Code that builds pages
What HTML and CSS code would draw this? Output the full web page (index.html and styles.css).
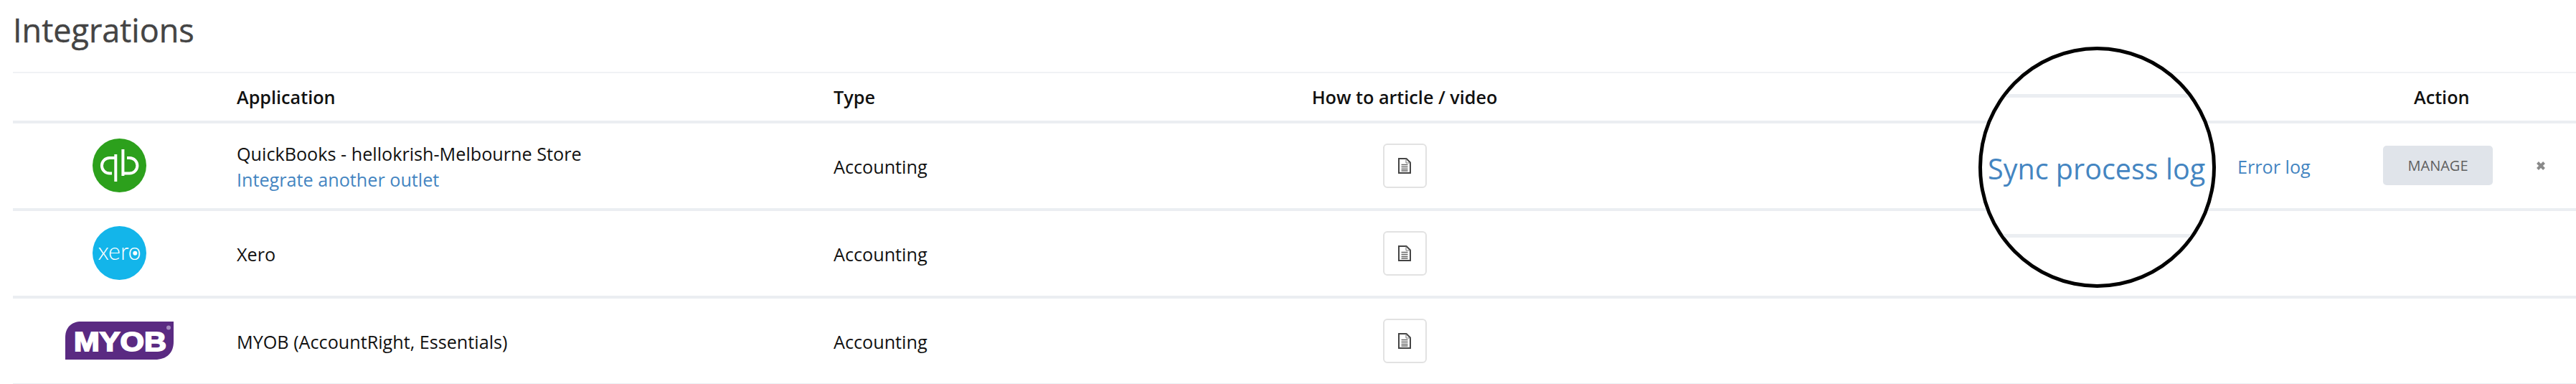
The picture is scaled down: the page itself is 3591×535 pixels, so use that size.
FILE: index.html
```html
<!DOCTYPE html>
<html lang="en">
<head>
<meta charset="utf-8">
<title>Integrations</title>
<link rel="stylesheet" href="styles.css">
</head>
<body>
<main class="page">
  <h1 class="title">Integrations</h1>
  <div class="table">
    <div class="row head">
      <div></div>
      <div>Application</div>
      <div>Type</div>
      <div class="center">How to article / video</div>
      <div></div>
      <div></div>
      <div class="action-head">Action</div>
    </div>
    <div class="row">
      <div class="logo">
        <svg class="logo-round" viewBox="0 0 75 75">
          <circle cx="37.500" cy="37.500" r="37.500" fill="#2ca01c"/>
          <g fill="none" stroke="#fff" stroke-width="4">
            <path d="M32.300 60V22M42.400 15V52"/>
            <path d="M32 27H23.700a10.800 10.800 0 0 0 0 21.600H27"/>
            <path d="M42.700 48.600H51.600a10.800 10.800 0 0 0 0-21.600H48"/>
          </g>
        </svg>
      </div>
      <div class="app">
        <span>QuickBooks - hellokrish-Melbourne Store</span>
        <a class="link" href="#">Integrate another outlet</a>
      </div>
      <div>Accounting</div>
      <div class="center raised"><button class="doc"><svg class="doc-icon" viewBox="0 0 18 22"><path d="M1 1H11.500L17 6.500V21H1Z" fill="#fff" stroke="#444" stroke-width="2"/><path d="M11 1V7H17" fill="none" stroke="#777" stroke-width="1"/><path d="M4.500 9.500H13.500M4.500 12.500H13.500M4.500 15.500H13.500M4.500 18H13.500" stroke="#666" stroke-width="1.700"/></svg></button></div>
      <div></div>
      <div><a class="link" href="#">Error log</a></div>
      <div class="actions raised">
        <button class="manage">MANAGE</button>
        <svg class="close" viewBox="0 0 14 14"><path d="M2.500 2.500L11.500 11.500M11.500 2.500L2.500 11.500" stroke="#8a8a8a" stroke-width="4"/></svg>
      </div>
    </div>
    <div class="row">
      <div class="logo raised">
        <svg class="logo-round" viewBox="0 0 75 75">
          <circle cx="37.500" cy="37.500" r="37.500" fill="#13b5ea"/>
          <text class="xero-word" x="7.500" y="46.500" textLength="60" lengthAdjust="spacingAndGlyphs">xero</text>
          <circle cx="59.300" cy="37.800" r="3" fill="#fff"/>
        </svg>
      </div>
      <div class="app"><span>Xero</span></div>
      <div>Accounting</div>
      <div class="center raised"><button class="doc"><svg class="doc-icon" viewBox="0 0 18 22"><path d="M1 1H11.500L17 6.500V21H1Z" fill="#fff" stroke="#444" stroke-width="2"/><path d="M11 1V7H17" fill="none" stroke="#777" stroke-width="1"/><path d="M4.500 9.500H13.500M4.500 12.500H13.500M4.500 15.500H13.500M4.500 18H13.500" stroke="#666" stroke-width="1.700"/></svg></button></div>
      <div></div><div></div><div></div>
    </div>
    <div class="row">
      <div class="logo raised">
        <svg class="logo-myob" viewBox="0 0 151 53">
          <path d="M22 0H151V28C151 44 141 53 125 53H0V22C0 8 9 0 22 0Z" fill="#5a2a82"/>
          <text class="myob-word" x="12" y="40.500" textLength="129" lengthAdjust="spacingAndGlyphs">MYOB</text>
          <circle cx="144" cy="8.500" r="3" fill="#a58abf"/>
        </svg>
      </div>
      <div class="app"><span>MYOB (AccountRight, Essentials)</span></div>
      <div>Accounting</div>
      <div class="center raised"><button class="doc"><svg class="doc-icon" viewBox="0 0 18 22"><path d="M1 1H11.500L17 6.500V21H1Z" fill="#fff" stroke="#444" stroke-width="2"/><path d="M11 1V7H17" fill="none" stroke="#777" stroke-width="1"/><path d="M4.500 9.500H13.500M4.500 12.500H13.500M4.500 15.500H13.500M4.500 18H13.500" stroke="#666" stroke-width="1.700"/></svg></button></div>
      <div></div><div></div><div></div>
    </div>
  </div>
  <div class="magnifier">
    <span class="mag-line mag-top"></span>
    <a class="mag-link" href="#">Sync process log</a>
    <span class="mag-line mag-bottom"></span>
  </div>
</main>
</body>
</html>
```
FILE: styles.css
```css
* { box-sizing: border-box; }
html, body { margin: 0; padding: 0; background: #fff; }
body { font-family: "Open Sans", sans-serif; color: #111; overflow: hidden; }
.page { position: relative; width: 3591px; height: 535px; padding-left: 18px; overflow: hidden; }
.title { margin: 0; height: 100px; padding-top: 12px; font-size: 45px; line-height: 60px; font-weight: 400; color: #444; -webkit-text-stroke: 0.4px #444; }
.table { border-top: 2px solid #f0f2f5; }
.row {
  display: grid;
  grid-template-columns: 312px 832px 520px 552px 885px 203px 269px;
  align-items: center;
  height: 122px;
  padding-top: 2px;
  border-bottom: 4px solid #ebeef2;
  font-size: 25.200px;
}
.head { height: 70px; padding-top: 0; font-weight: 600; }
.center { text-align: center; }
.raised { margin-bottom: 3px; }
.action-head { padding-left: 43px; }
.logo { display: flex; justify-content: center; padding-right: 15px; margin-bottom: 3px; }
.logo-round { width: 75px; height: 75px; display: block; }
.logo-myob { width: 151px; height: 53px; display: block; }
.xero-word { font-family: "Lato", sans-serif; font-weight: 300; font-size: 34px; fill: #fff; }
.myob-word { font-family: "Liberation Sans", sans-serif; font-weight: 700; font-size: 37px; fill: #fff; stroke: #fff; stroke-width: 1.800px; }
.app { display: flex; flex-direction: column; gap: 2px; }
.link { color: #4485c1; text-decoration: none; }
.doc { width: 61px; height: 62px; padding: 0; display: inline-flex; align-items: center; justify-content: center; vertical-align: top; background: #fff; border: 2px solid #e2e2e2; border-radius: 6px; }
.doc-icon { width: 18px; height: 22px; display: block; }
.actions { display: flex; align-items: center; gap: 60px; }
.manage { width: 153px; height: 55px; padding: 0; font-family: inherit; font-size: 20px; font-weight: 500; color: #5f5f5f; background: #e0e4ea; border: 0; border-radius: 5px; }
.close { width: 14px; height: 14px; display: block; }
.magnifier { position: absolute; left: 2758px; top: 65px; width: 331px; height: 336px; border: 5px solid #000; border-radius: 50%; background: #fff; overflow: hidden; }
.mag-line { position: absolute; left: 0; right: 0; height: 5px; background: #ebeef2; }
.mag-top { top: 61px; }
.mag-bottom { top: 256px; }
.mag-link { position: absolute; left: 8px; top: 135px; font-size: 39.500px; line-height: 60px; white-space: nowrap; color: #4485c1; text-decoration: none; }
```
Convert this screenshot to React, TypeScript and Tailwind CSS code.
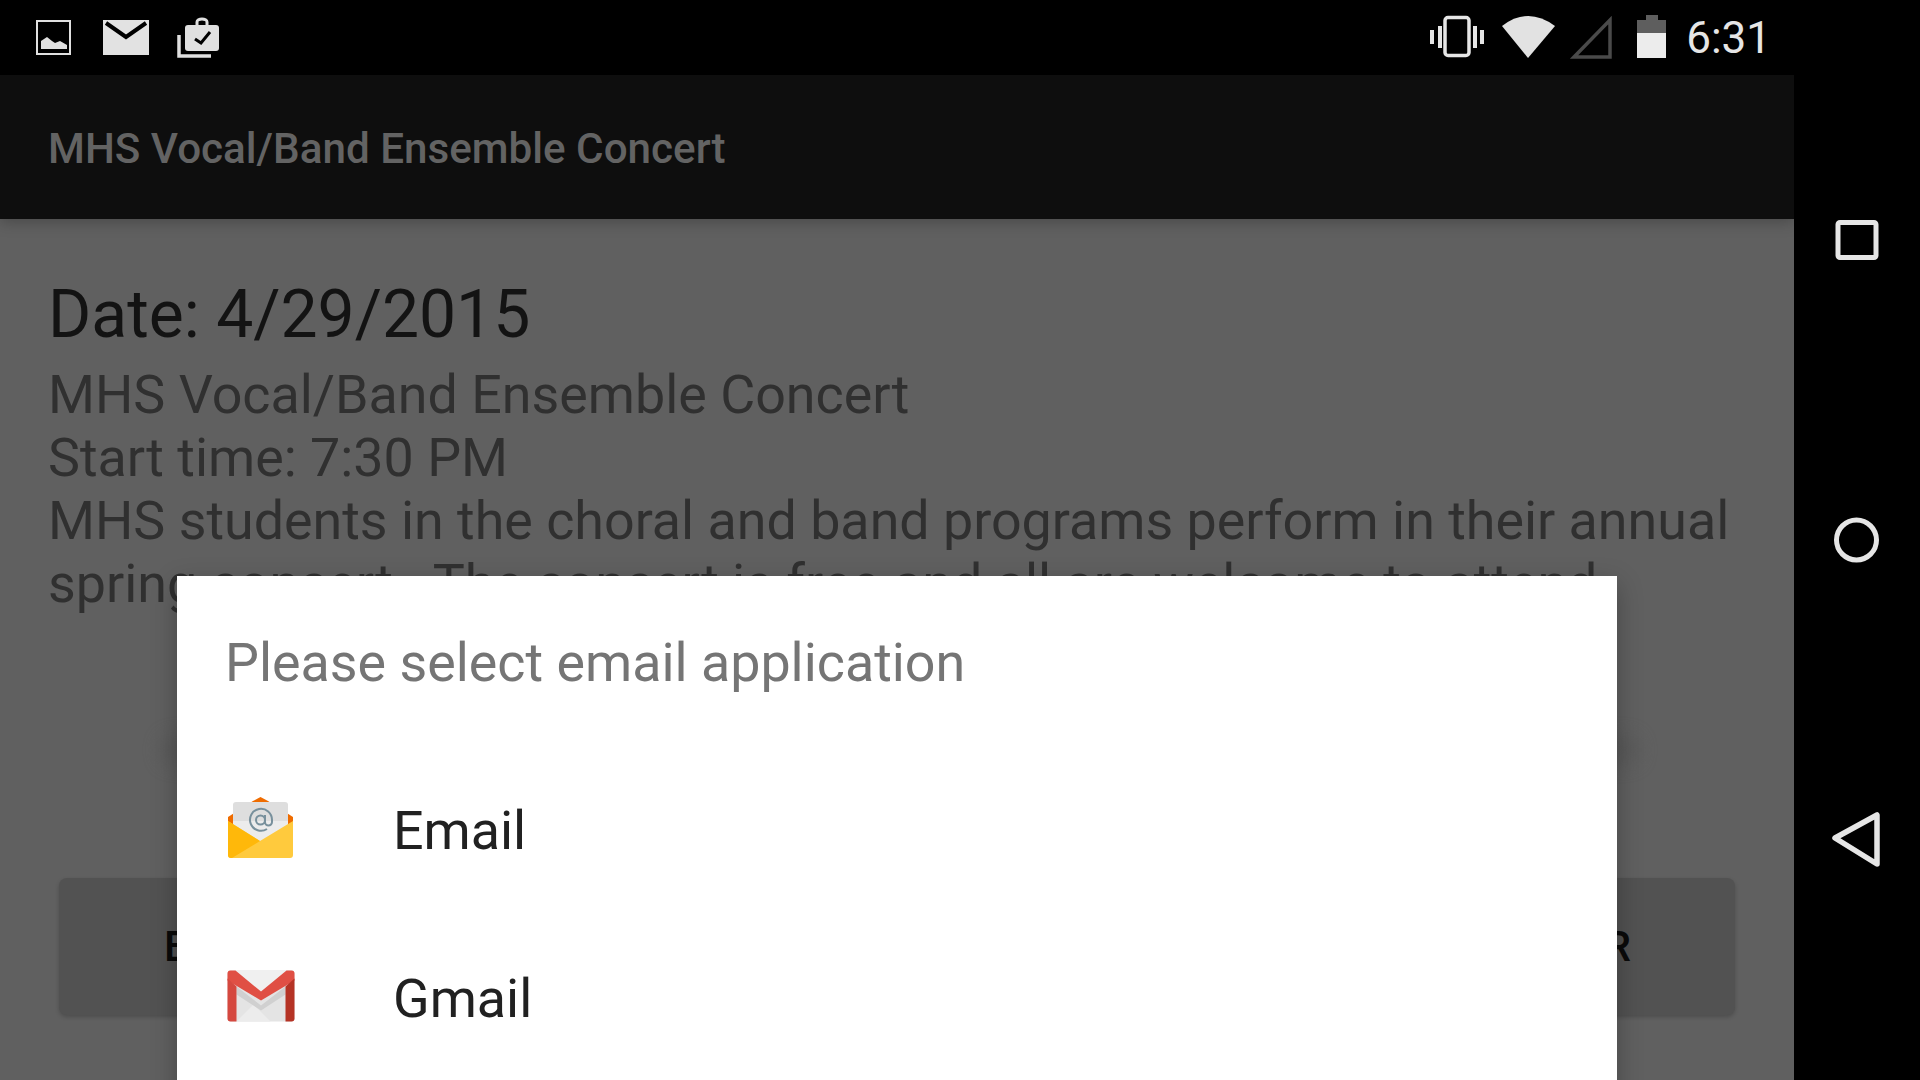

## STATED GOAL
Write out the records above exactly as they appear, leaving out any pictures.

## FINISHED EXERCISE
What HTML and CSS code would draw this? Output the full web page (index.html and styles.css).
The picture is scaled down: the page itself is 3591×535 pixels, so use that size.
FILE: index.html
```html
<!DOCTYPE html>
<html lang="en">
<head>
<meta charset="utf-8">
<title>Integrations</title>
<link rel="stylesheet" href="styles.css">
</head>
<body>
<main class="page">
  <h1 class="title">Integrations</h1>
  <div class="table">
    <div class="row head">
      <div></div>
      <div>Application</div>
      <div>Type</div>
      <div class="center">How to article / video</div>
      <div></div>
      <div></div>
      <div class="action-head">Action</div>
    </div>
    <div class="row">
      <div class="logo">
        <svg class="logo-round" viewBox="0 0 75 75">
          <circle cx="37.500" cy="37.500" r="37.500" fill="#2ca01c"/>
          <g fill="none" stroke="#fff" stroke-width="4">
            <path d="M32.300 60V22M42.400 15V52"/>
            <path d="M32 27H23.700a10.800 10.800 0 0 0 0 21.600H27"/>
            <path d="M42.700 48.600H51.600a10.800 10.800 0 0 0 0-21.600H48"/>
          </g>
        </svg>
      </div>
      <div class="app">
        <span>QuickBooks - hellokrish-Melbourne Store</span>
        <a class="link" href="#">Integrate another outlet</a>
      </div>
      <div>Accounting</div>
      <div class="center raised"><button class="doc"><svg class="doc-icon" viewBox="0 0 18 22"><path d="M1 1H11.500L17 6.500V21H1Z" fill="#fff" stroke="#444" stroke-width="2"/><path d="M11 1V7H17" fill="none" stroke="#777" stroke-width="1"/><path d="M4.500 9.500H13.500M4.500 12.500H13.500M4.500 15.500H13.500M4.500 18H13.500" stroke="#666" stroke-width="1.700"/></svg></button></div>
      <div></div>
      <div><a class="link" href="#">Error log</a></div>
      <div class="actions raised">
        <button class="manage">MANAGE</button>
        <svg class="close" viewBox="0 0 14 14"><path d="M2.500 2.500L11.500 11.500M11.500 2.500L2.500 11.500" stroke="#8a8a8a" stroke-width="4"/></svg>
      </div>
    </div>
    <div class="row">
      <div class="logo raised">
        <svg class="logo-round" viewBox="0 0 75 75">
          <circle cx="37.500" cy="37.500" r="37.500" fill="#13b5ea"/>
          <text class="xero-word" x="7.500" y="46.500" textLength="60" lengthAdjust="spacingAndGlyphs">xero</text>
          <circle cx="59.300" cy="37.800" r="3" fill="#fff"/>
        </svg>
      </div>
      <div class="app"><span>Xero</span></div>
      <div>Accounting</div>
      <div class="center raised"><button class="doc"><svg class="doc-icon" viewBox="0 0 18 22"><path d="M1 1H11.500L17 6.500V21H1Z" fill="#fff" stroke="#444" stroke-width="2"/><path d="M11 1V7H17" fill="none" stroke="#777" stroke-width="1"/><path d="M4.500 9.500H13.500M4.500 12.500H13.500M4.500 15.500H13.500M4.500 18H13.500" stroke="#666" stroke-width="1.700"/></svg></button></div>
      <div></div><div></div><div></div>
    </div>
    <div class="row">
      <div class="logo raised">
        <svg class="logo-myob" viewBox="0 0 151 53">
          <path d="M22 0H151V28C151 44 141 53 125 53H0V22C0 8 9 0 22 0Z" fill="#5a2a82"/>
          <text class="myob-word" x="12" y="40.500" textLength="129" lengthAdjust="spacingAndGlyphs">MYOB</text>
          <circle cx="144" cy="8.500" r="3" fill="#a58abf"/>
        </svg>
      </div>
      <div class="app"><span>MYOB (AccountRight, Essentials)</span></div>
      <div>Accounting</div>
      <div class="center raised"><button class="doc"><svg class="doc-icon" viewBox="0 0 18 22"><path d="M1 1H11.500L17 6.500V21H1Z" fill="#fff" stroke="#444" stroke-width="2"/><path d="M11 1V7H17" fill="none" stroke="#777" stroke-width="1"/><path d="M4.500 9.500H13.500M4.500 12.500H13.500M4.500 15.500H13.500M4.500 18H13.500" stroke="#666" stroke-width="1.700"/></svg></button></div>
      <div></div><div></div><div></div>
    </div>
  </div>
  <div class="magnifier">
    <span class="mag-line mag-top"></span>
    <a class="mag-link" href="#">Sync process log</a>
    <span class="mag-line mag-bottom"></span>
  </div>
</main>
</body>
</html>
```
FILE: styles.css
```css
* { box-sizing: border-box; }
html, body { margin: 0; padding: 0; background: #fff; }
body { font-family: "Open Sans", sans-serif; color: #111; overflow: hidden; }
.page { position: relative; width: 3591px; height: 535px; padding-left: 18px; overflow: hidden; }
.title { margin: 0; height: 100px; padding-top: 12px; font-size: 45px; line-height: 60px; font-weight: 400; color: #444; -webkit-text-stroke: 0.4px #444; }
.table { border-top: 2px solid #f0f2f5; }
.row {
  display: grid;
  grid-template-columns: 312px 832px 520px 552px 885px 203px 269px;
  align-items: center;
  height: 122px;
  padding-top: 2px;
  border-bottom: 4px solid #ebeef2;
  font-size: 25.200px;
}
.head { height: 70px; padding-top: 0; font-weight: 600; }
.center { text-align: center; }
.raised { margin-bottom: 3px; }
.action-head { padding-left: 43px; }
.logo { display: flex; justify-content: center; padding-right: 15px; margin-bottom: 3px; }
.logo-round { width: 75px; height: 75px; display: block; }
.logo-myob { width: 151px; height: 53px; display: block; }
.xero-word { font-family: "Lato", sans-serif; font-weight: 300; font-size: 34px; fill: #fff; }
.myob-word { font-family: "Liberation Sans", sans-serif; font-weight: 700; font-size: 37px; fill: #fff; stroke: #fff; stroke-width: 1.800px; }
.app { display: flex; flex-direction: column; gap: 2px; }
.link { color: #4485c1; text-decoration: none; }
.doc { width: 61px; height: 62px; padding: 0; display: inline-flex; align-items: center; justify-content: center; vertical-align: top; background: #fff; border: 2px solid #e2e2e2; border-radius: 6px; }
.doc-icon { width: 18px; height: 22px; display: block; }
.actions { display: flex; align-items: center; gap: 60px; }
.manage { width: 153px; height: 55px; padding: 0; font-family: inherit; font-size: 20px; font-weight: 500; color: #5f5f5f; background: #e0e4ea; border: 0; border-radius: 5px; }
.close { width: 14px; height: 14px; display: block; }
.magnifier { position: absolute; left: 2758px; top: 65px; width: 331px; height: 336px; border: 5px solid #000; border-radius: 50%; background: #fff; overflow: hidden; }
.mag-line { position: absolute; left: 0; right: 0; height: 5px; background: #ebeef2; }
.mag-top { top: 61px; }
.mag-bottom { top: 256px; }
.mag-link { position: absolute; left: 8px; top: 135px; font-size: 39.500px; line-height: 60px; white-space: nowrap; color: #4485c1; text-decoration: none; }
```
Convert this screenshot to React, TypeScript and Tailwind CSS code.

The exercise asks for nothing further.